## WHAT TO WORK ON
Write out the full listing exactly as given, minus the images.

┌──

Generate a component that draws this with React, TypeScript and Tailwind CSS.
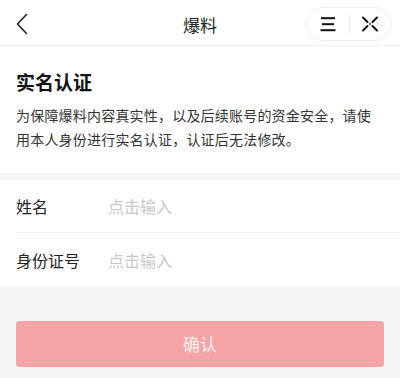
import React from "react";

export default function App() {
  const font = { fontFamily: '"Noto Sans CJK SC", "Noto Sans", sans-serif' };
  return (
    <div className="w-[400px] h-[378px] overflow-hidden bg-[#f5f5f8] text-[#1a1a1a]" style={font}>
      {/* Header */}
      <div className="relative h-[46px] bg-white border-b border-[#f0f0f0] flex items-center justify-center">
        <div className="absolute left-[15px] top-[13px]">
          <svg width="14" height="22" viewBox="0 0 14 22" fill="none">
            <path d="M11.5 1.5 L2.5 11 L11.5 20.5" stroke="#222" strokeWidth="1.6" strokeLinecap="round" strokeLinejoin="round" />
          </svg>
        </div>
        <div className="text-[17px] leading-none text-[#222] mt-[3px]">爆料</div>
        <div className="absolute left-[306px] top-[7px] w-[86px] h-[34px] rounded-full border border-[#f0f0f0] flex items-center">
          <div className="flex-1 flex items-center justify-center">
            <svg width="16" height="16" viewBox="0 0 16 16">
              <rect x="1" y="1.2" width="14" height="2" fill="#111" />
              <rect x="2" y="7.2" width="12" height="2" fill="#111" />
              <rect x="0.5" y="13.2" width="15" height="2" fill="#111" />
            </svg>
          </div>
          <div className="w-px h-[18px] bg-[#e8e8e8]" />
          <div className="flex-1 flex items-center justify-center">
            <svg width="18" height="16" viewBox="0 0 18 16">
              <path d="M2 1.5 L6.5 6 M16 1.5 L11.5 6 M2 14.5 L6.5 10 M16 14.5 L11.5 10" stroke="#111" strokeWidth="2" strokeLinecap="round" />
              <circle cx="9" cy="8" r="0.9" fill="#222" />
            </svg>
          </div>
        </div>
      </div>

      {/* Intro */}
      <div className="bg-white px-4 pt-[22px] pb-[22px]">
        <div className="text-[19px] font-bold leading-[28px] text-[#111]">实名认证</div>
        <p className="mt-[7px] text-[14px] leading-[24px] tracking-[0.2px] text-[#333]">
          为保障爆料内容真实性，以及后续账号的资金安全，请使用本人身份进行实名认证，认证后无法修改。
        </p>
      </div>

      {/* Form */}
      <div className="mt-[7px] bg-white pl-4">
        <div className="h-[53px] flex items-center border-b border-[#f2f2f2]">
          <div className="w-[92px] text-[16px] text-[#222]">姓名</div>
          <div className="text-[16px] text-[#c8c8c8]">点击输入</div>
        </div>
        <div className="h-[53px] flex items-center">
          <div className="w-[92px] text-[16px] text-[#222]">身份证号</div>
          <div className="text-[16px] text-[#c8c8c8]">点击输入</div>
        </div>
      </div>

      {/* Button */}
      <div className="px-4 pt-[35px]">
        <div className="h-[46px] rounded-[4px] bg-[#f5a4a6] flex items-center justify-center text-[17px] text-[#fdf0f0]">
          确认
        </div>
      </div>
    </div>
  );
}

└──

## OUTPUT OF THE EXERCISE
Generate a component that draws this with React, TypeScript and Tailwind CSS.
import React from "react";

export default function App() {
  const font = { fontFamily: '"Noto Sans CJK SC", "Noto Sans", sans-serif' };
  return (
    <div className="w-[400px] h-[378px] overflow-hidden bg-[#f5f5f8] text-[#1a1a1a]" style={font}>
      {/* Header */}
      <div className="relative h-[46px] bg-white border-b border-[#f0f0f0] flex items-center justify-center">
        <div className="absolute left-[15px] top-[13px]">
          <svg width="14" height="22" viewBox="0 0 14 22" fill="none">
            <path d="M11.5 1.5 L2.5 11 L11.5 20.5" stroke="#222" strokeWidth="1.6" strokeLinecap="round" strokeLinejoin="round" />
          </svg>
        </div>
        <div className="text-[17px] leading-none text-[#222] mt-[3px]">爆料</div>
        <div className="absolute left-[306px] top-[7px] w-[86px] h-[34px] rounded-full border border-[#f0f0f0] flex items-center">
          <div className="flex-1 flex items-center justify-center">
            <svg width="16" height="16" viewBox="0 0 16 16">
              <rect x="1" y="1.2" width="14" height="2" fill="#111" />
              <rect x="2" y="7.2" width="12" height="2" fill="#111" />
              <rect x="0.5" y="13.2" width="15" height="2" fill="#111" />
            </svg>
          </div>
          <div className="w-px h-[18px] bg-[#e8e8e8]" />
          <div className="flex-1 flex items-center justify-center">
            <svg width="18" height="16" viewBox="0 0 18 16">
              <path d="M2 1.5 L6.5 6 M16 1.5 L11.5 6 M2 14.5 L6.5 10 M16 14.5 L11.5 10" stroke="#111" strokeWidth="2" strokeLinecap="round" />
              <circle cx="9" cy="8" r="0.9" fill="#222" />
            </svg>
          </div>
        </div>
      </div>

      {/* Intro */}
      <div className="bg-white px-4 pt-[22px] pb-[22px]">
        <div className="text-[19px] font-bold leading-[28px] text-[#111]">实名认证</div>
        <p className="mt-[7px] text-[14px] leading-[24px] tracking-[0.2px] text-[#333]">
          为保障爆料内容真实性，以及后续账号的资金安全，请使用本人身份进行实名认证，认证后无法修改。
        </p>
      </div>

      {/* Form */}
      <div className="mt-[7px] bg-white pl-4">
        <div className="h-[53px] flex items-center border-b border-[#f2f2f2]">
          <div className="w-[92px] text-[16px] text-[#222]">姓名</div>
          <div className="text-[16px] text-[#c8c8c8]">点击输入</div>
        </div>
        <div className="h-[53px] flex items-center">
          <div className="w-[92px] text-[16px] text-[#222]">身份证号</div>
          <div className="text-[16px] text-[#c8c8c8]">点击输入</div>
        </div>
      </div>

      {/* Button */}
      <div className="px-4 pt-[35px]">
        <div className="h-[46px] rounded-[4px] bg-[#f5a4a6] flex items-center justify-center text-[17px] text-[#fdf0f0]">
          确认
        </div>
      </div>
    </div>
  );
}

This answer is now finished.